(Pages as source code)

☆ ☆ ☆ ☆ ☆

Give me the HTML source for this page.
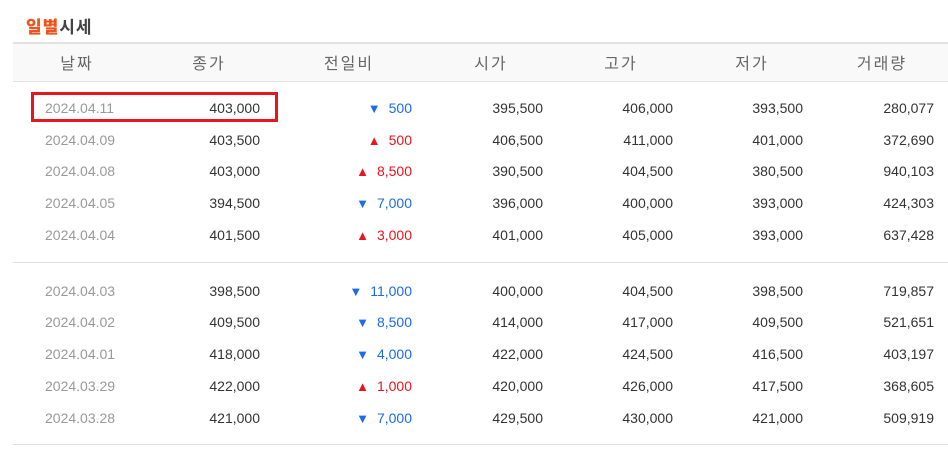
<!DOCTYPE html><html><head><meta charset="utf-8"><style>
body{margin:0;width:948px;height:450px;background:#fff;font-family:"Liberation Sans","Noto Sans CJK KR",sans-serif;position:relative;overflow:hidden}
.t{position:absolute;left:26px;top:13px;font-size:17px;font-weight:bold;color:#444;letter-spacing:1px}
.t b{color:#f0521c}
.hd{position:absolute;left:13px;right:0;top:42px;height:37px;background:#f9f9f9;border-top:2px solid #e2e2e2;border-bottom:1px solid #e2e2e2}
.h{position:absolute;top:50px;font-size:16px;color:#666;width:100px;text-align:center;letter-spacing:2px}
.r{position:absolute;left:0;width:948px;height:18px;font-size:14px;color:#333;line-height:18px}
.r span{position:absolute;white-space:nowrap}
.d{left:45px;color:#999}
.c{right:688px;text-align:right}
.g{right:536px}
.o{right:405px}.hi{right:275px}.lo{right:145px}.v{right:14px}
.u{color:#e8141e}.n{color:#1a6ce8}
.u i,.n i{font-style:normal;font-size:13px;margin-right:8px;position:relative;top:0px}
.line{position:absolute;left:13px;right:0;height:1px;background:#e0e0e0}
.box{position:absolute;left:31px;top:92px;width:241px;height:24px;border:3px solid #e8141e}
</style></head><body>
<div class="t"><b>일별</b>시세</div>
<div class="hd"></div>
<div class="h" style="left:27px">날짜</div>
<div class="h" style="left:159px">종가</div>
<div class="h" style="left:299px">전일비</div>
<div class="h" style="left:441px">시가</div>
<div class="h" style="left:571px">고가</div>
<div class="h" style="left:702px">저가</div>
<div class="h" style="left:832px">거래량</div>

<div class="r" style="top:99px"><span class="d">2024.04.11</span><span class="c">403,000</span><span class="g n"><i>▼</i>500</span><span class="o">395,500</span><span class="hi">406,000</span><span class="lo">393,500</span><span class="v">280,077</span></div>
<div class="r" style="top:131px"><span class="d">2024.04.09</span><span class="c">403,500</span><span class="g u"><i>▲</i>500</span><span class="o">406,500</span><span class="hi">411,000</span><span class="lo">401,000</span><span class="v">372,690</span></div>
<div class="r" style="top:162px"><span class="d">2024.04.08</span><span class="c">403,000</span><span class="g u"><i>▲</i>8,500</span><span class="o">390,500</span><span class="hi">404,500</span><span class="lo">380,500</span><span class="v">940,103</span></div>
<div class="r" style="top:194px"><span class="d">2024.04.05</span><span class="c">394,500</span><span class="g n"><i>▼</i>7,000</span><span class="o">396,000</span><span class="hi">400,000</span><span class="lo">393,000</span><span class="v">424,303</span></div>
<div class="r" style="top:226px"><span class="d">2024.04.04</span><span class="c">401,500</span><span class="g u"><i>▲</i>3,000</span><span class="o">401,000</span><span class="hi">405,000</span><span class="lo">393,000</span><span class="v">637,428</span></div>
<div class="line" style="top:262px"></div>
<div class="r" style="top:282px"><span class="d">2024.04.03</span><span class="c">398,500</span><span class="g n"><i>▼</i>11,000</span><span class="o">400,000</span><span class="hi">404,500</span><span class="lo">398,500</span><span class="v">719,857</span></div>
<div class="r" style="top:313px"><span class="d">2024.04.02</span><span class="c">409,500</span><span class="g n"><i>▼</i>8,500</span><span class="o">414,000</span><span class="hi">417,000</span><span class="lo">409,500</span><span class="v">521,651</span></div>
<div class="r" style="top:345px"><span class="d">2024.04.01</span><span class="c">418,000</span><span class="g n"><i>▼</i>4,000</span><span class="o">422,000</span><span class="hi">424,500</span><span class="lo">416,500</span><span class="v">403,197</span></div>
<div class="r" style="top:377px"><span class="d">2024.03.29</span><span class="c">422,000</span><span class="g u"><i>▲</i>1,000</span><span class="o">420,000</span><span class="hi">426,000</span><span class="lo">417,500</span><span class="v">368,605</span></div>
<div class="r" style="top:409px"><span class="d">2024.03.28</span><span class="c">421,000</span><span class="g n"><i>▼</i>7,000</span><span class="o">429,500</span><span class="hi">430,000</span><span class="lo">421,000</span><span class="v">509,919</span></div>
<div class="line" style="top:444px"></div>
<div class="box"></div>
</body></html>
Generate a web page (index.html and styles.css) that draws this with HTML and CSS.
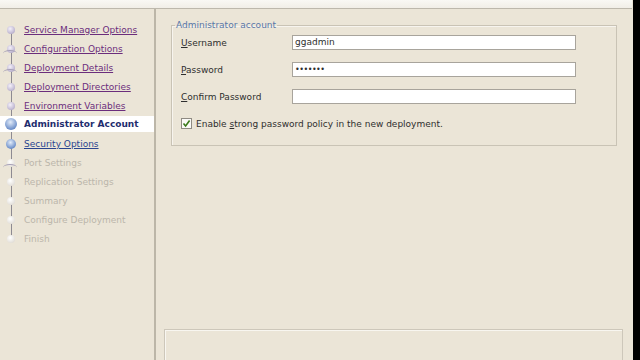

☆ ☆ ☆ ☆ ☆

* WHAT IS ASKED
Copy out all the records exactly, excluding pictures.

* THE SOLUTION
Give me the HTML source for this page.
<!DOCTYPE html><html><head><meta charset="utf-8"><style>
body{margin:0;width:948px;height:450px;background:#fff;font-family:"Liberation Sans","Noto Sans CJK KR",sans-serif;position:relative;overflow:hidden}
.t{position:absolute;left:26px;top:13px;font-size:17px;font-weight:bold;color:#444;letter-spacing:1px}
.t b{color:#f0521c}
.hd{position:absolute;left:13px;right:0;top:42px;height:37px;background:#f9f9f9;border-top:2px solid #e2e2e2;border-bottom:1px solid #e2e2e2}
.h{position:absolute;top:50px;font-size:16px;color:#666;width:100px;text-align:center;letter-spacing:2px}
.r{position:absolute;left:0;width:948px;height:18px;font-size:14px;color:#333;line-height:18px}
.r span{position:absolute;white-space:nowrap}
.d{left:45px;color:#999}
.c{right:688px;text-align:right}
.g{right:536px}
.o{right:405px}.hi{right:275px}.lo{right:145px}.v{right:14px}
.u{color:#e8141e}.n{color:#1a6ce8}
.u i,.n i{font-style:normal;font-size:13px;margin-right:8px;position:relative;top:0px}
.line{position:absolute;left:13px;right:0;height:1px;background:#e0e0e0}
.box{position:absolute;left:31px;top:92px;width:241px;height:24px;border:3px solid #e8141e}
</style></head><body>
<div class="t"><b>일별</b>시세</div>
<div class="hd"></div>
<div class="h" style="left:27px">날짜</div>
<div class="h" style="left:159px">종가</div>
<div class="h" style="left:299px">전일비</div>
<div class="h" style="left:441px">시가</div>
<div class="h" style="left:571px">고가</div>
<div class="h" style="left:702px">저가</div>
<div class="h" style="left:832px">거래량</div>

<div class="r" style="top:99px"><span class="d">2024.04.11</span><span class="c">403,000</span><span class="g n"><i>▼</i>500</span><span class="o">395,500</span><span class="hi">406,000</span><span class="lo">393,500</span><span class="v">280,077</span></div>
<div class="r" style="top:131px"><span class="d">2024.04.09</span><span class="c">403,500</span><span class="g u"><i>▲</i>500</span><span class="o">406,500</span><span class="hi">411,000</span><span class="lo">401,000</span><span class="v">372,690</span></div>
<div class="r" style="top:162px"><span class="d">2024.04.08</span><span class="c">403,000</span><span class="g u"><i>▲</i>8,500</span><span class="o">390,500</span><span class="hi">404,500</span><span class="lo">380,500</span><span class="v">940,103</span></div>
<div class="r" style="top:194px"><span class="d">2024.04.05</span><span class="c">394,500</span><span class="g n"><i>▼</i>7,000</span><span class="o">396,000</span><span class="hi">400,000</span><span class="lo">393,000</span><span class="v">424,303</span></div>
<div class="r" style="top:226px"><span class="d">2024.04.04</span><span class="c">401,500</span><span class="g u"><i>▲</i>3,000</span><span class="o">401,000</span><span class="hi">405,000</span><span class="lo">393,000</span><span class="v">637,428</span></div>
<div class="line" style="top:262px"></div>
<div class="r" style="top:282px"><span class="d">2024.04.03</span><span class="c">398,500</span><span class="g n"><i>▼</i>11,000</span><span class="o">400,000</span><span class="hi">404,500</span><span class="lo">398,500</span><span class="v">719,857</span></div>
<div class="r" style="top:313px"><span class="d">2024.04.02</span><span class="c">409,500</span><span class="g n"><i>▼</i>8,500</span><span class="o">414,000</span><span class="hi">417,000</span><span class="lo">409,500</span><span class="v">521,651</span></div>
<div class="r" style="top:345px"><span class="d">2024.04.01</span><span class="c">418,000</span><span class="g n"><i>▼</i>4,000</span><span class="o">422,000</span><span class="hi">424,500</span><span class="lo">416,500</span><span class="v">403,197</span></div>
<div class="r" style="top:377px"><span class="d">2024.03.29</span><span class="c">422,000</span><span class="g u"><i>▲</i>1,000</span><span class="o">420,000</span><span class="hi">426,000</span><span class="lo">417,500</span><span class="v">368,605</span></div>
<div class="r" style="top:409px"><span class="d">2024.03.28</span><span class="c">421,000</span><span class="g n"><i>▼</i>7,000</span><span class="o">429,500</span><span class="hi">430,000</span><span class="lo">421,000</span><span class="v">509,919</span></div>
<div class="line" style="top:444px"></div>
<div class="box"></div>
</body></html>
Generate a web page (index.html and styles.css) that draws this with HTML and CSS.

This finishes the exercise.